[sclug] Mount whole-disk image?

Dickon Hood sclug at splurge.fluff.org
Sun Jan 27 00:42:02 UTC 2008


On Sat, Jan 26, 2008 at 22:18:20 +0000, John Stumbles wrote:
: I know if I make an image of a filesystem with
: 	dd if=/dev/sda1
: (say) I can then mount it loopback and access it as a filesystem. Can I 
: do something similar with an image of an entire disk, e.g. made with
: 	dd if=/dev/sda
: ?

Quick answer: yes, but.

Slightly longer answer: almost certainly, but it will require work.

Full monty: if you have put the filesystem on the disc without a partition
table, then this will work happily.  If you have a standard PC partition
table, or similar, on the front, then it won't.

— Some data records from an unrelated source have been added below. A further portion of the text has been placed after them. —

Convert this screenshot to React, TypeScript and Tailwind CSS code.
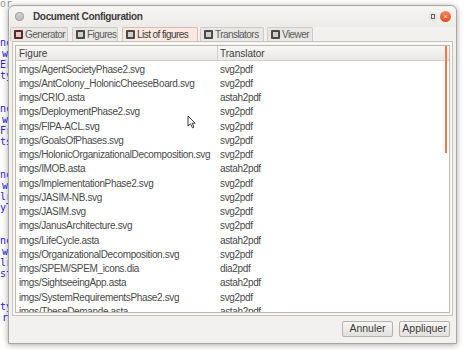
import React from 'react';

const rows: [string, string][] = [
  ['imgs/AgentSocietyPhase2.svg', 'svg2pdf'],
  ['imgs/AntColony_HolonicCheeseBoard.svg', 'svg2pdf'],
  ['imgs/CRIO.asta', 'astah2pdf'],
  ['imgs/DeploymentPhase2.svg', 'svg2pdf'],
  ['imgs/FIPA-ACL.svg', 'svg2pdf'],
  ['imgs/GoalsOfPhases.svg', 'svg2pdf'],
  ['imgs/HolonicOrganizationalDecomposition.svg', 'svg2pdf'],
  ['imgs/IMOB.asta', 'astah2pdf'],
  ['imgs/ImplementationPhase2.svg', 'svg2pdf'],
  ['imgs/JASIM-NB.svg', 'svg2pdf'],
  ['imgs/JASIM.svg', 'svg2pdf'],
  ['imgs/JanusArchitecture.svg', 'svg2pdf'],
  ['imgs/LifeCycle.asta', 'astah2pdf'],
  ['imgs/OrganizationalDecomposition.svg', 'svg2pdf'],
  ['imgs/SPEM/SPEM_icons.dia', 'dia2pdf'],
  ['imgs/SightseeingApp.asta', 'astah2pdf'],
  ['imgs/SystemRequirementsPhase2.svg', 'svg2pdf'],
  ['imgs/TheseDemande.asta', 'astah2pdf'],
];

const codeBits = [
  ['nc', 'w', 'Er', 'ty'],
  ['nc', 'w', 'Fr', 'ts'],
  ['nc', 'w', 'lr', 'yT'],
  ['nc', 'w', 'lr', 'st'],
  ['ty', 'rr'],
];

const TabIcon = ({ red }: { red?: boolean }) => (
  <span
    className={`mr-[2px] inline-flex h-[9px] w-[9px] shrink-0 items-center justify-center rounded-[1px] ${
      red ? 'bg-[#5b2b28]' : 'bg-[#4a4a48]'
    }`}
  >
    <span className={`h-[5px] w-[5px] ${red ? 'bg-[#e6c9c2]' : 'bg-[#cfcfcc]'}`} />
  </span>
);

const tabs = [
  { label: 'Generator', cls: 'w-[58px] mr-[4px]', red: true },
  { label: 'Figures', cls: 'w-[46px] mr-[4px]' },
  { label: 'List of figures', cls: 'w-[76px] mr-[2px]', active: true },
  { label: 'Translators', cls: 'w-[64px] mr-[3px]' },
  { label: 'Viewer', cls: 'w-[46px]' },
];

export default function App() {
  return (
    <div
      className="relative h-[350px] w-[465px] overflow-hidden bg-white"
      style={{ fontFamily: '"Liberation Sans", Arial, sans-serif' }}
    >
      {/* editor text behind the dialog */}
      <div className="text-[10px] leading-[11px]" style={{ fontFamily: '"DejaVu Sans Mono", monospace' }}>
        <div className="-mt-[2px] text-[#8a8a8a]">or</div>
        <div className="h-[28px]" />
        {codeBits.map((group, i) => (
          <div key={i} className="mb-[22px] text-[#1d23e0]">
            {group.map((t, j) => (
              <div key={j} className={j === 1 ? 'pl-[2px]' : ''}>{t}</div>
            ))}
          </div>
        ))}
      </div>

      {/* dialog window */}
      <div className="absolute left-[8px] top-[5px] flex h-[339px] w-[449px] flex-col rounded-t-[6px] border border-[#a9a6a1] bg-[#f2f1f0] shadow-[0_1px_6px_rgba(0,0,0,0.35)]">
        {/* title bar */}
        <div className="flex h-[21px] items-center rounded-t-[6px] bg-gradient-to-b from-[#f7f6f5] to-[#edebe9] pl-[6px] pr-[5px]">
          <span className="h-[9px] w-[9px] rounded-full bg-gradient-to-b from-[#d6d4d0] to-[#b9b6b1] shadow-[inset_0_0_0_1px_#aaa7a2]" />
          <span className="ml-[9px] whitespace-nowrap text-[10px] font-bold tracking-[-0.35px] text-[#3c3c3c]">
            Document Configuration
          </span>
          <div className="ml-auto flex items-center gap-[2px]">
            <span className="flex h-[10px] w-[10px] items-center justify-center rounded-full bg-[#e8e6e3]">
              <span className="h-[5px] w-[4px] border border-[#6a6864]" />
            </span>
            <span className="flex h-[11px] w-[11px] items-center justify-center rounded-full bg-gradient-to-b from-[#f48a5a] to-[#df4a1c] text-[8px] leading-none text-[#fbe0d3]">
              ×
            </span>
          </div>
        </div>

        {/* tabs */}
        <div className="flex h-[14px] items-end pl-[1px]">
          {tabs.map((t) => (
            <div
              key={t.label}
              className={`flex h-[14px] shrink-0 items-center overflow-hidden whitespace-nowrap rounded-t-[2px] border border-b-0 pl-[3px] text-[10px] leading-none ${t.cls} ${
                t.active
                  ? 'border-[#d9bcb2] bg-[#fbe8e1] text-[#3c3c3c]'
                  : 'border-[#cfccc7] bg-[#e9e7e4] text-[#5c5c5c]'
              }`}
            >
              <TabIcon red={t.red} />
              <span className="tracking-[-0.55px]">{t.label}</span>
            </div>
          ))}
        </div>

        {/* notebook page */}
        <div className="mx-[3px] flex h-[275px] flex-col border border-[#c6c3be] bg-[#f7f7f6] px-[2px] pt-[3px] pb-[2px]">
          <div className="relative flex flex-1 flex-col overflow-hidden border border-[#bcb9b4] bg-white">
            <div className="flex h-[15px] border-b border-[#d3d0cc] bg-gradient-to-b from-[#f8f7f6] to-[#e9e8e6] text-[10px] leading-[15px] text-[#3c3c3c]">
              <div className="w-[202px] border-r border-[#d3d0cc] pl-[3px]">Figure</div>
              <div className="pl-[2px]">Translator</div>
            </div>
            <div className="pt-[1px]">
              {rows.map(([fig, tr]) => (
                <div key={fig} className="flex h-[14.25px] items-center text-[10px] tracking-[-0.35px] text-[#4a4a4a]">
                  <div className="w-[203px] shrink-0 whitespace-nowrap pl-[3px]">{fig}</div>
                  <div className="pl-[1px]">{tr}</div>
                </div>
              ))}
            </div>
            <div className="absolute right-[2px] top-[0px] h-[107px] w-[2px] bg-[#f07746]" />
          </div>
        </div>

        {/* buttons */}
        <div className="flex flex-1 items-center justify-end gap-[6px] pr-[6px] pb-[2px]">
          <button className="h-[16px] w-[51px] rounded-[2px] border border-[#b5b2ad] bg-gradient-to-b from-[#f8f7f6] to-[#e2e0dd] text-[10.5px] leading-none text-[#3c3c3c]">
            Annuler
          </button>
          <button className="h-[16px] w-[51px] rounded-[2px] border border-[#b5b2ad] bg-gradient-to-b from-[#f8f7f6] to-[#e2e0dd] text-[10.5px] leading-none text-[#3c3c3c]">
            Appliquer
          </button>
        </div>
      </div>

      {/* mouse cursor */}
      <svg className="absolute left-[187px] top-[115px]" width="9" height="14" viewBox="0 0 9 14">
        <path d="M1 1 L1 11 L3.5 8.8 L5.5 12.8 L7 12 L5.2 8.3 L8.2 8.1 Z" fill="#fff" stroke="#222" strokeWidth="0.9" />
      </svg>
    </div>
  );
}
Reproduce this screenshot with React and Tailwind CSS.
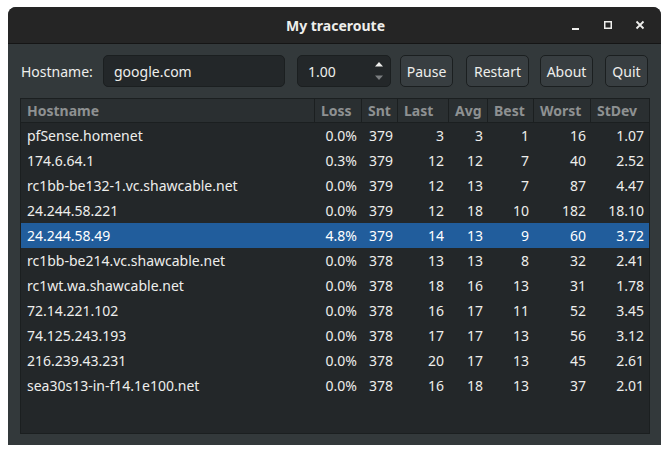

Your problem is that mount wants a set of blocks to look at which define
a filesystem.  Normally, the kernel parses the partition table for you,
and creates a block device (and character devices on most other Unices)
corresponding to each partition.  However, with a loopback mount that
doesn't happen.

What you *can* do is parse the partition table yourself, and pass '-o
offset' to losetup manually.  That will allow you to setup a loopback
device that's an offset into the file you pass it.  When you 'mount
-oloop' (or let mount determine that itself) it does a lot of magic with
losetup that's hidden from you.

I might be wrong, as it's been a long time since I needed to do anything
like this, but I think that's your best bet.  fdisk on the file may
produce something useful.  A quick 'dd if=/dev/sda of=test; ^C; fdisk
./test;' gave me enough to locate the filesystem within the image, albeit
with some whingeing about cylinders.